_What the exercise asks_:
Set down each line of the data below exactly as it stands, dropping the pictures.

_Dataset excerpt_:
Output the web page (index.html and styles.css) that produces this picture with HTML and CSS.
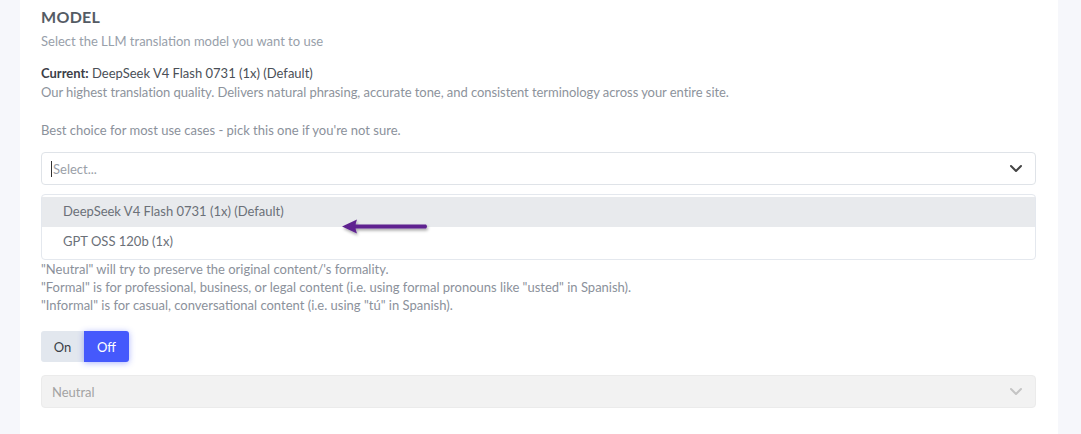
FILE: index.html
```html
<!DOCTYPE html>
<html lang="en">

<head>
    <meta charset="UTF-8">
    <meta name="viewport" content="width=device-width, initial-scale=1.0">
    <title>Model settings</title>
    <link rel="stylesheet" href="styles.css">
</head>

<body>
    <div class="page">
        <section class="card">
            <h3 class="title">MODEL</h3>
            <p class="sub">Select the LLM translation model you want to use</p>

            <div class="current">
                <div><b>Current:</b> DeepSeek V4 Flash 0731 (1x) (Default)</div>
                <div class="muted">Our highest translation quality. Delivers natural phrasing, accurate tone, and consistent terminology across your entire site.</div>
            </div>
            <p class="best">Best choice for most use cases - pick this one if you're not sure.</p>

            <div class="select">
                <span class="caret"></span>
                <span class="placeholder">Select...</span>
                <svg class="chev" width="14" height="9" viewBox="0 0 14 9">
                    <path d="M2 2 L7 7 L12 2" fill="none" stroke="#444" stroke-width="2" stroke-linecap="round" stroke-linejoin="round" />
                </svg>
            </div>

            <div class="menu-wrap">
                <ul class="menu">
                    <li class="active">DeepSeek V4 Flash 0731 (1x) (Default)</li>
                    <li>GPT OSS 120b (1x)</li>
                </ul>
                <svg class="pointer" width="110" height="30" viewBox="0 0 110 30">
                    <defs>
                        <filter id="sh" x="-20%" y="-50%" width="140%" height="200%">
                            <feDropShadow dx="1" dy="2" stdDeviation="1.6" flood-color="#000" flood-opacity="0.35" />
                        </filter>
                    </defs>
                    <g filter="url(#sh)">
                        <path d="M16 10.5 L88 10.5 Q90 12.5 88 14.5 L16 14.5 Z" fill="#5e2490" />
                        <path d="M4 12.5 L19 5.5 Q16 12.5 19 19.5 Z" fill="#5e2490" />
                    </g>
                </svg>
            </div>

            <div class="help">
                <div>"Neutral" will try to preserve the original content/'s formality.</div>
                <div>"Formal" is for professional, business, or legal content (i.e. using formal pronouns like "usted" in Spanish).</div>
                <div>"Informal" is for casual, conversational content (i.e. using "tú" in Spanish).</div>
            </div>

            <div class="toggle">
                <button class="btn">On</button>
                <button class="btn on">Off</button>
            </div>

            <div class="select disabled">
                <span class="placeholder">Neutral</span>
                <svg class="chev" width="14" height="9" viewBox="0 0 14 9">
                    <path d="M2 2 L7 7 L12 2" fill="none" stroke="#c4c4c4" stroke-width="2" stroke-linecap="round" stroke-linejoin="round" />
                </svg>
            </div>
        </section>
    </div>
</body>

</html>
```

FILE: styles.css
```css
* {
    box-sizing: border-box;
}

body {
    margin: 0;
    background-color: #f6f7fb;
    font-family: Lato, "Open Sans", sans-serif;
    font-size: 13px;
    color: #8b919b;
}

.page {
    padding: 0 23px 0 20px;
    height: 434px;
    overflow: hidden;
}

.card {
    background-color: #fff;
    height: 100%;
    padding: 7px 22px 0 21px;
}

.title {
    margin: 0;
    font-size: 16px;
    line-height: 20px;
    font-weight: 700;
    color: #545b64;
    letter-spacing: 0.3px;
}

.sub {
    margin: 5px 0 0;
    line-height: 18px;
    color: #98a0aa;
}

.current {
    margin-top: 14px;
    line-height: 19px;
    color: #4a4f57;
}

.current b {
    color: #3c4048;
}

.muted {
    color: #8d939c;
    letter-spacing: -0.06px;
}

.best {
    margin: 19px 0 0;
    line-height: 18px;
}

.select {
    margin-top: 13px;
    height: 33px;
    border: 1px solid #dfe3e8;
    border-radius: 4px;
    display: flex;
    align-items: center;
    padding: 0 12px 0 9px;
    background: #fff;
}

.caret {
    width: 1px;
    height: 16px;
    background: #333;
    margin-right: 1px;
}

.placeholder {
    flex: 1;
    color: #9aa0a8;
}

.menu-wrap {
    position: relative;
    margin-top: 9px;
}

.menu {
    list-style: none;
    margin: 0;
    padding: 2px 0;
    border: 1px solid #e4e8ee;
    border-radius: 4px;
}

.menu li {
    height: 30px;
    line-height: 29px;
    padding-left: 21px;
    color: #6b7078;
}

.menu li.active {
    background-color: #e8eaed;
}

.pointer {
    position: absolute;
    left: 297px;
    top: 20px;
}

.help {
    line-height: 18px;
}

.toggle {
    margin-top: 17px;
    display: flex;
}

.btn {
    height: 31px;
    border: 0;
    font-family: inherit;
    font-size: 13px;
    padding: 0;
    background-color: #e2e7ee;
    color: #3a3f47;
    width: 43px;
    border-radius: 3px 0 0 3px;
}

.btn.on {
    width: 45px;
    background-color: #4559fc;
    color: #fff;
    border-radius: 0 3px 3px 0;
    box-shadow: 0 1px 6px rgba(69, 89, 252, 0.45);
}

.select.disabled {
    background-color: #f2f2f2;
    border-color: #ebebeb;
    padding-left: 10px;
}

.select.disabled .placeholder {
    color: #a3a3a3;
}
```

_Exercise answer_:
Output the web page (index.html and styles.css) that produces this picture with HTML and CSS.
FILE: index.html
```html
<!DOCTYPE html>
<html lang="en">

<head>
    <meta charset="UTF-8">
    <meta name="viewport" content="width=device-width, initial-scale=1.0">
    <title>Model settings</title>
    <link rel="stylesheet" href="styles.css">
</head>

<body>
    <div class="page">
        <section class="card">
            <h3 class="title">MODEL</h3>
            <p class="sub">Select the LLM translation model you want to use</p>

            <div class="current">
                <div><b>Current:</b> DeepSeek V4 Flash 0731 (1x) (Default)</div>
                <div class="muted">Our highest translation quality. Delivers natural phrasing, accurate tone, and consistent terminology across your entire site.</div>
            </div>
            <p class="best">Best choice for most use cases - pick this one if you're not sure.</p>

            <div class="select">
                <span class="caret"></span>
                <span class="placeholder">Select...</span>
                <svg class="chev" width="14" height="9" viewBox="0 0 14 9">
                    <path d="M2 2 L7 7 L12 2" fill="none" stroke="#444" stroke-width="2" stroke-linecap="round" stroke-linejoin="round" />
                </svg>
            </div>

            <div class="menu-wrap">
                <ul class="menu">
                    <li class="active">DeepSeek V4 Flash 0731 (1x) (Default)</li>
                    <li>GPT OSS 120b (1x)</li>
                </ul>
                <svg class="pointer" width="110" height="30" viewBox="0 0 110 30">
                    <defs>
                        <filter id="sh" x="-20%" y="-50%" width="140%" height="200%">
                            <feDropShadow dx="1" dy="2" stdDeviation="1.6" flood-color="#000" flood-opacity="0.35" />
                        </filter>
                    </defs>
                    <g filter="url(#sh)">
                        <path d="M16 10.5 L88 10.5 Q90 12.5 88 14.5 L16 14.5 Z" fill="#5e2490" />
                        <path d="M4 12.5 L19 5.5 Q16 12.5 19 19.5 Z" fill="#5e2490" />
                    </g>
                </svg>
            </div>

            <div class="help">
                <div>"Neutral" will try to preserve the original content/'s formality.</div>
                <div>"Formal" is for professional, business, or legal content (i.e. using formal pronouns like "usted" in Spanish).</div>
                <div>"Informal" is for casual, conversational content (i.e. using "tú" in Spanish).</div>
            </div>

            <div class="toggle">
                <button class="btn">On</button>
                <button class="btn on">Off</button>
            </div>

            <div class="select disabled">
                <span class="placeholder">Neutral</span>
                <svg class="chev" width="14" height="9" viewBox="0 0 14 9">
                    <path d="M2 2 L7 7 L12 2" fill="none" stroke="#c4c4c4" stroke-width="2" stroke-linecap="round" stroke-linejoin="round" />
                </svg>
            </div>
        </section>
    </div>
</body>

</html>
```

FILE: styles.css
```css
* {
    box-sizing: border-box;
}

body {
    margin: 0;
    background-color: #f6f7fb;
    font-family: Lato, "Open Sans", sans-serif;
    font-size: 13px;
    color: #8b919b;
}

.page {
    padding: 0 23px 0 20px;
    height: 434px;
    overflow: hidden;
}

.card {
    background-color: #fff;
    height: 100%;
    padding: 7px 22px 0 21px;
}

.title {
    margin: 0;
    font-size: 16px;
    line-height: 20px;
    font-weight: 700;
    color: #545b64;
    letter-spacing: 0.3px;
}

.sub {
    margin: 5px 0 0;
    line-height: 18px;
    color: #98a0aa;
}

.current {
    margin-top: 14px;
    line-height: 19px;
    color: #4a4f57;
}

.current b {
    color: #3c4048;
}

.muted {
    color: #8d939c;
    letter-spacing: -0.06px;
}

.best {
    margin: 19px 0 0;
    line-height: 18px;
}

.select {
    margin-top: 13px;
    height: 33px;
    border: 1px solid #dfe3e8;
    border-radius: 4px;
    display: flex;
    align-items: center;
    padding: 0 12px 0 9px;
    background: #fff;
}

.caret {
    width: 1px;
    height: 16px;
    background: #333;
    margin-right: 1px;
}

.placeholder {
    flex: 1;
    color: #9aa0a8;
}

.menu-wrap {
    position: relative;
    margin-top: 9px;
}

.menu {
    list-style: none;
    margin: 0;
    padding: 2px 0;
    border: 1px solid #e4e8ee;
    border-radius: 4px;
}

.menu li {
    height: 30px;
    line-height: 29px;
    padding-left: 21px;
    color: #6b7078;
}

.menu li.active {
    background-color: #e8eaed;
}

.pointer {
    position: absolute;
    left: 297px;
    top: 20px;
}

.help {
    line-height: 18px;
}

.toggle {
    margin-top: 17px;
    display: flex;
}

.btn {
    height: 31px;
    border: 0;
    font-family: inherit;
    font-size: 13px;
    padding: 0;
    background-color: #e2e7ee;
    color: #3a3f47;
    width: 43px;
    border-radius: 3px 0 0 3px;
}

.btn.on {
    width: 45px;
    background-color: #4559fc;
    color: #fff;
    border-radius: 0 3px 3px 0;
    box-shadow: 0 1px 6px rgba(69, 89, 252, 0.45);
}

.select.disabled {
    background-color: #f2f2f2;
    border-color: #ebebeb;
    padding-left: 10px;
}

.select.disabled .placeholder {
    color: #a3a3a3;
}
```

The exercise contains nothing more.